Randomized treasure. You figure out how to make the most of what you get.
Magic items generally not available for purchase, unless someone else brings them out.


Probably more, but that's off of the top of my head.

Telok
2022-01-20, 01:14 AM
I'd just run Paranoia. Already have the requsite sector, room, & corridor generator in a spreadsheet, other randomizers are in the book. I prefer the anniversary edition.

Hardcore mode would be just one clone instead of six. Thats fine as coming up with a punny name is the longest & hardest part of char-gen.

Vahnavoi
2022-01-20, 01:47 AM
As a comment on what kyoryu said, the reason you don't kill everything in a roguelike is typically because you can't - new monsters keep arriving to replace old ones and genociding even a single species so this doesn't happen is very hard. This isn't hard truth of the genre, though. Plenty of roguelikes more or less expect you to murder and loot all the monsters on a level, while still allowing pacifist runs to be viable. You can vary this significantly.

kyoryu
2022-01-20, 12:00 PM
As a comment on what kyoryu said, the reason you don't kill everything in a roguelike is typically because you can't - new monsters keep arriving to replace old ones and genociding even a single species so this doesn't happen is very hard. This isn't hard truth of the genre, though. Plenty of roguelikes more or less expect you to murder and loot all the monsters on a level, while still allowing pacifist runs to be viable. You can vary this significantly.

Even in early levels of like Nethack it's often a bad strategy - you have limited resources, and wasting them on extraneous exploration and kills is a good way to an early death.

I'd pretty much argue that that's a big step in effectiveness - getting out of "explore and kill everything" mode and into "what am I trying to accomplish?" mode.

Tvtyrant
2022-01-20, 02:40 PM
Ooh... not a giant mimic. That is a giant Venus fly trap, or anglerfish. Or a cosmic horror, which needs to feed on powerful souls. That gives it a motivation to lure people in and slowly level them before killing them, instead of just putting a dragon or lich on D1 and killing everyone. Maybe make it addictive to the characters somehow, to avoid them grabbing some levels and loot and retiring; the only option is to keep delving in hopes of killing the core.

It's also now reminding me of Alistair's demiplane in Archive 81. Which is a podcast I can't recommend highly enough.

It's even symbiotic in a sense, it wants to make bigger heroes and heroes want to get bigger. You could die, or become a wealthy and unstoppable mage/warrior.

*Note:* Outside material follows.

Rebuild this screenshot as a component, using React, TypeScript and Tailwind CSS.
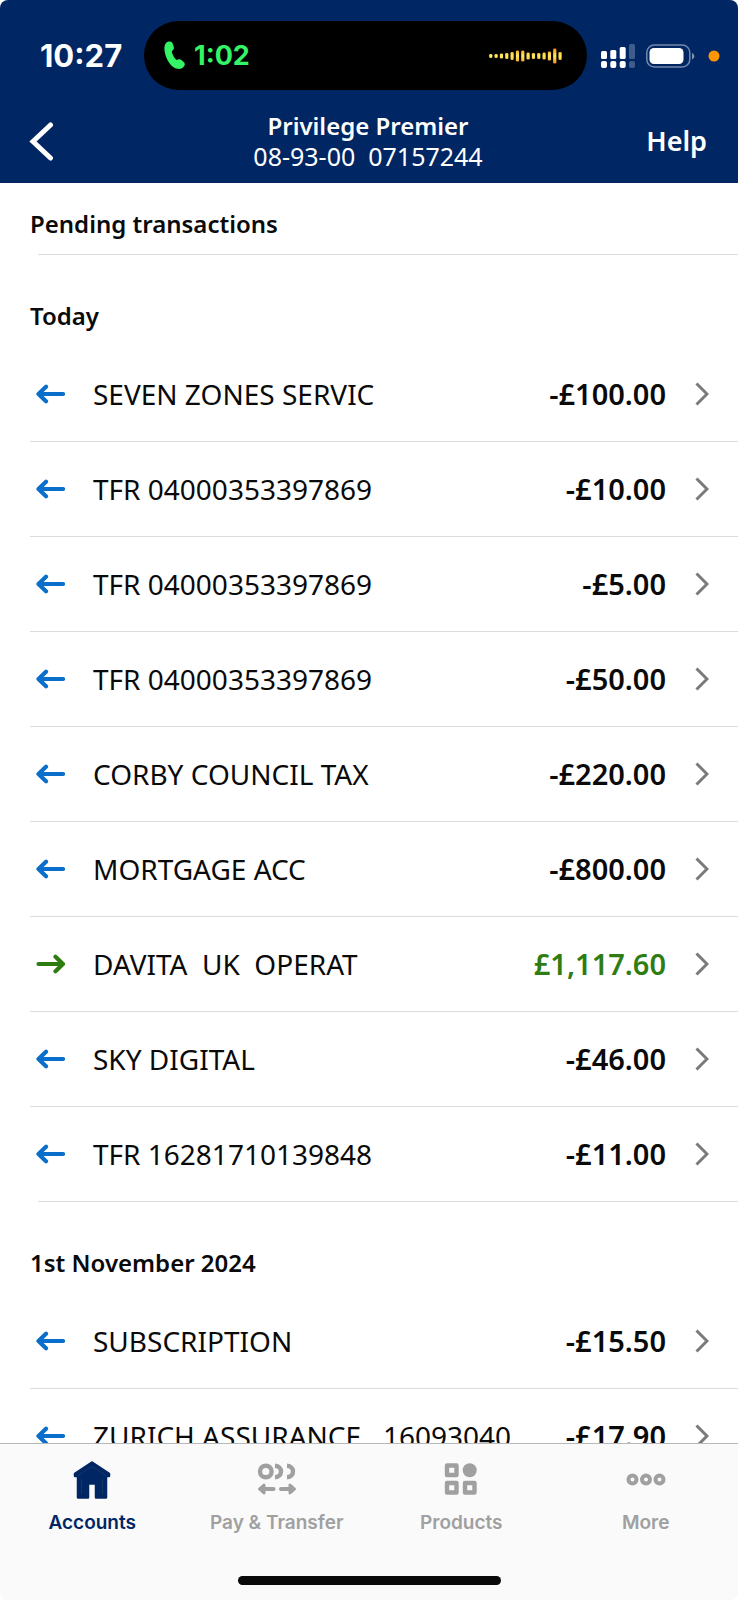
import type { ReactNode } from "react";

type Transaction = { name: string; amount: string; credit?: boolean };

const TODAY: Transaction[] = [
  { name: "SEVEN ZONES SERVIC", amount: "-£100.00" },
  { name: "TFR 04000353397869", amount: "-£10.00" },
  { name: "TFR 04000353397869", amount: "-£5.00" },
  { name: "TFR 04000353397869", amount: "-£50.00" },
  { name: "CORBY COUNCIL TAX", amount: "-£220.00" },
  { name: "MORTGAGE ACC", amount: "-£800.00" },
  { name: "DAVITA  UK  OPERAT", amount: "£1,117.60", credit: true },
  { name: "SKY DIGITAL", amount: "-£46.00" },
  { name: "TFR 16281710139848", amount: "-£11.00" },
];

const NOVEMBER: Transaction[] = [
  { name: "SUBSCRIPTION", amount: "-£15.50" },
  { name: "ZURICH ASSURANCE   16093040", amount: "-£17.90" },
];

const LEVELS = [4, 4, 5, 6, 8, 11, 11, 7, 6, 6, 7, 9, 15, 8];

function Waveform() {
  return (
    <svg width="76" height="20" viewBox="0 0 76 20" aria-hidden="true">
      <defs>
        <linearGradient id="wave" gradientUnits="userSpaceOnUse" x1="0" y1="2" x2="0" y2="18">
          <stop offset="0" stopColor="#f58a0a" />
          <stop offset="0.5" stopColor="#ffee62" />
          <stop offset="1" stopColor="#f58a0a" />
        </linearGradient>
      </defs>
      {LEVELS.map((h, i) => (
        <rect key={i} x={1.2 + i * 5.33} y={10 - h / 2} width="3.2" height={h} rx="1.3" fill="url(#wave)" />
      ))}
    </svg>
  );
}

function StatusBar() {
  return (
    <div className="flex h-[111px] items-center pl-10 pr-4">
      <span className="w-[104px] shrink-0 font-['Inter',sans-serif] text-[31px] leading-8 font-bold">10:27</span>
      <div className="flex h-[69px] flex-1 items-center justify-between rounded-full bg-black pl-5 pr-[23px]">
        <span className="flex items-center gap-[9px] font-['Inter',sans-serif] text-[27px] leading-8 font-bold text-[#33f565]">
          <svg width="21" height="29" viewBox="0 0 21 29" fill="currentColor" aria-hidden="true">
            <path d="M4.6.6C6.9-.1 8.200.9 8.800 2.800l1 3.500c.3 1.300-.2 2.300-1.300 3.200-.8.700-.8 1.400-.4 2.400.9 2.400 2.100 4.600 3.600 6.300.7.800 1.300.9 2.200.400 1.300-.7 2.500-.6 3.500.3l2.300 2.100c1.300 1.200 1.400 2.500.5 4-1.300 2.200-3.800 3.300-6.500 2.800C9.200 27.100 5.100 22.600 2.800 17.400.8 12.900-.1 8.100.7 4.700 1.200 2.600 2.600 1.200 4.600.6Z" />
          </svg>
          1:02
        </span>
        <Waveform />
      </div>
      <svg className="ml-[13px]" width="122" height="28" viewBox="0 0 122 28" aria-hidden="true">
        <g fill="#fff">
          <rect x="1" y="9" width="6" height="8" rx="1.500" />
          <rect x="10.300" y="8" width="6" height="9" rx="1.500" />
          <rect x="19.700" y="5" width="6" height="12" rx="1.500" />
          <rect x="1" y="19" width="6" height="7" rx="2" />
          <rect x="10.300" y="19" width="6" height="7" rx="2" />
          <rect x="19.700" y="19" width="6" height="7" rx="2" />
          <rect x="29" y="2" width="6" height="15" rx="1.500" opacity=".25" />
          <rect x="29" y="19" width="6" height="7" rx="2" opacity=".25" />
          <rect x="49.500" y="6" width="34" height="16" rx="4.500" />
          <path d="M92 11v6.500c1.600-.7 2.300-1.800 2.300-3.200S93.600 11.700 92 11Z" opacity=".5" />
        </g>
        <rect x="46.800" y="3" width="43" height="22" rx="7.500" fill="none" stroke="#fff" strokeWidth="1.500" opacity=".45" />
        <circle cx="114" cy="14" r="5.500" fill="#ff9500" />
      </svg>
    </div>
  );
}

function Header() {
  return (
    <header className="shrink-0 rounded-t-lg bg-[#002663] text-white">
      <StatusBar />
      <div className="grid grid-cols-[1fr_auto_1fr] items-center pb-3 pl-[29px] pr-[31px]">
        <button type="button" aria-label="Back" className="justify-self-start">
          <svg width="26" height="40" viewBox="0 0 26 40" fill="none" stroke="#fff" strokeWidth="5" strokeLinecap="round" aria-hidden="true">
            <path d="M21.500 4 4 20.500 21.500 37" strokeLinejoin="miter" />
          </svg>
        </button>
        <div className="text-center">
          <h1 className="text-2xl leading-[30px] font-semibold">Privilege Premier</h1>
          <p className="text-[25px] leading-[30px] whitespace-pre">08-93-00  07157244</p>
        </div>
        <button type="button" className="justify-self-end text-[27px] leading-8 font-semibold">
          Help
        </button>
      </div>
    </header>
  );
}

function Arrow({ credit }: { credit?: boolean }) {
  return (
    <svg
      width="30"
      height="20"
      viewBox="0 0 30 20"
      fill="none"
      stroke={credit ? "#2f7d12" : "#0a6fca"}
      strokeWidth="4.200"
      strokeLinecap="round"
      strokeLinejoin="round"
      aria-hidden="true"
    >
      <path d={credit ? "M3.500 10H28M20.500 2.800 28 10l-7.500 7.200" : "M28 10H3.500M11 2.800 3.500 10 11 17.200"} />
    </svg>
  );
}

function TransactionRow({ name, amount, credit }: Transaction) {
  return (
    <li className="group">
      <a href="#transaction" className="flex h-[94px] items-center pl-[35px] pr-[29px]">
        <Arrow credit={credit} />
        <span className="ml-7 flex-1 text-[28px] leading-9 whitespace-pre">{name}</span>
        <span className={`text-[29px] leading-9 font-semibold ${credit ? "text-[#2f7d12]" : ""}`}>{amount}</span>
        <svg className="ml-[29px]" width="14" height="24" viewBox="0 0 14 24" fill="none" stroke="#7a7a7a" strokeWidth="3" aria-hidden="true">
          <path d="M1.500 1.500 12 12 1.500 22.500" />
        </svg>
      </a>
      <div className="ml-[30px] h-px bg-[#dcdcdc] group-last:ml-[38px]" />
    </li>
  );
}

function Section({ title, items }: { title: string; items: Transaction[] }) {
  return (
    <section className="pt-[45px]">
      <h2 className="px-[30px] pb-[15px] text-2xl leading-8 font-semibold">{title}</h2>
      <ul>
        {items.map((item, i) => (
          <TransactionRow key={i} {...item} />
        ))}
      </ul>
    </section>
  );
}

function Tab({ label, active, children }: { label: string; active?: boolean; children: ReactNode }) {
  return (
    <a
      href={`#${label}`}
      aria-current={active ? "page" : undefined}
      className={`flex flex-col items-center gap-[11px] ${active ? "text-[#002663]" : "text-[#a0a0a0]"}`}
    >
      <svg width="40" height="40" viewBox="0 0 40 40" aria-hidden="true">
        {children}
      </svg>
      <span className="font-['Inter',sans-serif] text-[19px] leading-6 font-semibold">{label}</span>
    </a>
  );
}

function TabBar() {
  return (
    <nav className="shrink-0 rounded-b-lg border-t border-[#b8b8b8] bg-[#fafafa] pt-4 pb-[15px]">
      <div className="grid grid-cols-4">
        <Tab label="Accounts" active>
          <path
            d="M20 2.500 3 13.800v2.200h3V37.500h10V23.500h8v14h10V16h3v-2.200Z"
            fill="currentColor"
            stroke="currentColor"
            strokeWidth="2.500"
            strokeLinejoin="round"
          />
          <path d="M6.500 15 20 6.500 33.500 15M9.500 19v15M30.500 19v15" fill="none" stroke="#fff" strokeWidth=".5" opacity=".15" />
        </Tab>
        <Tab label="Pay & Transfer">
          <g fill="none" stroke="currentColor" strokeWidth="4.400">
            <circle cx="8.800" cy="11.500" r="5.800" />
            <path d="M18 5.700c3.700.2 6 2.600 6 5.800s-2.300 5.600-6 5.800M30 5.700c3.700.2 6 2.600 6 5.800s-2.300 5.600-6 5.800" />
            <path d="M16.500 29H5M24 29h11" strokeLinecap="round" strokeWidth="4" />
          </g>
          <path
            d="M7 25v8L2.500 29ZM33 25v8l4.500-4Z"
            fill="currentColor"
            stroke="currentColor"
            strokeWidth="3"
            strokeLinejoin="round"
          />
        </Tab>
        <Tab label="Products">
          <g fill="none" stroke="currentColor" strokeWidth="4.400" strokeLinejoin="round">
            <rect x="6" y="5.500" width="9.500" height="9.500" />
            <rect x="6" y="23" width="9.500" height="9.500" />
            <rect x="24" y="23" width="9.500" height="9.500" />
          </g>
          <circle cx="28.700" cy="10.300" r="7" fill="currentColor" />
        </Tab>
        <Tab label="More">
          <g fill="none" stroke="currentColor" strokeWidth="4">
            <circle cx="6.500" cy="19.500" r="4" />
            <circle cx="20" cy="19.500" r="4" />
            <circle cx="33.500" cy="19.500" r="4" />
          </g>
        </Tab>
      </div>
      <div className="mx-auto mt-[41px] h-[9px] w-[263px] rounded-full bg-[#0a0a0a]" />
    </nav>
  );
}

export default function App() {
  return (
    <div className="flex h-screen flex-col bg-white font-['Noto_Sans',sans-serif] text-[#0a0a0a]">
      <Header />
      <main className="min-h-0 flex-1 overflow-y-auto [scrollbar-width:none]">
        <h2 className="px-[30px] pt-[25px] pb-[14px] text-2xl leading-8 font-semibold">Pending transactions</h2>
        <div className="ml-[38px] h-px bg-[#dcdcdc]" />
        <Section title="Today" items={TODAY} />
        <Section title="1st November 2024" items={NOVEMBER} />
      </main>
      <TabBar />
    </div>
  );
}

If I was adapting 5E I would replace rests with rest potions you buy in town as well. An actual rest would take weeks, the potions take an hour or a night but make the party constantly go back for more potions. Now that's grinding.

kyoryu
2022-01-24, 11:06 AM
In with the easy death needs to come RAPID leveling/ character advancement. A session should be able to raise a character through 8-12 levels, if they might die at any point and be expected to keep restarting. The typical D&D campaign is too slow even for its designed purpose.

I think easy death and "One True Party" don't work together. You need a structure where people have multiple characters - think more like XCom or something.

Curbludgeon
2022-02-10, 01:11 PM
I imagine I'd cleave closer to a roguelite than -like. I'd prefer a three entry stat line (Muscle/Mysticality/Moxie) to four, have simple classes with 2-3 abilities, and have a scaling collection of treasure which comes available as a result of something akin to achievements. Discovering synergies between the items (and to a lesser degree class abilities) would constitute the majority of system mastery.

LibraryOgre
2022-02-10, 01:12 PM
I imagine I'd cleave closer to a roguelite than -like. I'd prefer a three entry stat line (Muscle/Mysticality/Moxie) to four, have simple classes with 2-3 abilities, and have a scaling collection of treasure which comes available as a result of something akin to achievements. Discovering synergies between the items (and to a lesser degree class abilities) would constitute the majority of system mastery.

Sounds like it might work well with PbtA system... 3 stats, a couple class abilities, defining treasure as the new "levels".

Grek
2022-02-15, 07:55 AM
Have them play out (and plan for) the Orb Run.

For those unfamiliar, in most Nethack-inspired roguelikes, the central premise is that there is a Dungeon which goes down however many levels, and at the bottom is an amulet, an orb or some other artifact. Your job is to get down there, get the artifact and then return to the surface. Dungeon Crawl: Stone Soup has a fun twist on this gimmick though: once you get the Orb, monsters start spawning around you. Suddenly you're not just looking at a cake walk through already cleared levels - you're fighting in those same old environments with new enemies spawning in constantly.

Then it's just a question of including enough set pieces and puzzles that going through the dungeon in reverse is an interesting third act to your story. If they defeat enemies on floor three by cutting a rope bridge, that rope bridge is still gone when they go to leave. If they disarmed a trap, that trap is disarmed still - but maybe it could be re-armed if they pull the right lever. If you made them get keys for locks, they can now lock those locks as they go up, to seal off enemies they don't want chasing them. If they descended down a shaft to get in, they now have to climb it going back out, and that's much harder. That sort of thing.